Do you care about something that works across S3-compatible APIs? Or just about R2?
If you care specifically about R2, I think the more optimal solution is to support it through the object store rather than have some separate locking mechanism. Unlike S3, R2 has support for conditional PutObject
(docs). I think that could be used to implement a workable rename_if_not_exist
operation (or maybe the same headers are supported in Copy / Replace operations?).
(Though also note that R2 doesn't work well right now because their multi-part upload doesn't seem to be compatible with S3.)
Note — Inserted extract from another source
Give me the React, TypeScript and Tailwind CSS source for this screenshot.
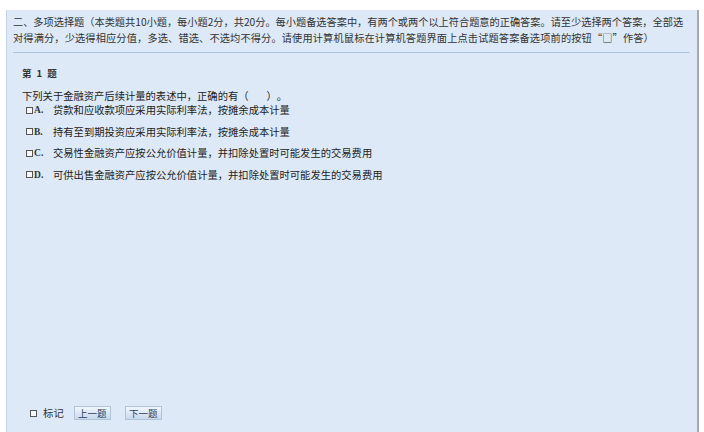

If S3 ever comes out with support with atomic rename_if_not_exist or copy_if_not_exist, then the whole lock client thing will be moot. GCS and Azure Blog store don't need any locking client because they support these operations out-of-the-box.
I am mostly just interested in R2 - let me check with the R2 team to see if CopyObject
supports those conditional headers.
I figured switching to a trait would "plugin" better to the existing locking that uses DynamoDB, but I am fine with either approach. S3-compatible providers all have their own quirks, so that was the most straightforward approach that lets the user deal with those.
(Though also note that R2 doesn't work well right now because their multi-part upload doesn't seem to be compatible with S3.)
Kind of an aside, but can you send me details on the issue you are referencing there? I am on the Slack and would be interested in hearing it to provide the feedback to the R2 team.
@cmackenzie1 I need confirmation from the R2 team, but the implementation in object-store-rs is based on the one in Arrow C++, and I think there's an issue where they don't support non-equal part sizes: https://github.com/apache/arrow/issues/34363#issuecomment-1500972227
I followed up with the R2 team, and they confirmed that it is still the case for S3 multipart uploads requiring parts to be the same size (except the last).
For the CopyObject
operation, they do support the headers listed here: x-amz-copy-source-*
Description
In the rust crate is it possible to support s3 based delta lakes without the need to pull in and use the dynamodb lock client? I understand the need for the lock client (after reading the paper) but if I know I will ever only have one writer for the deltalake I don't really need to locking mechanism.
Could I somehow achieve this by manually creating an object store somehow (with s3 backend) and passing it to deltalake?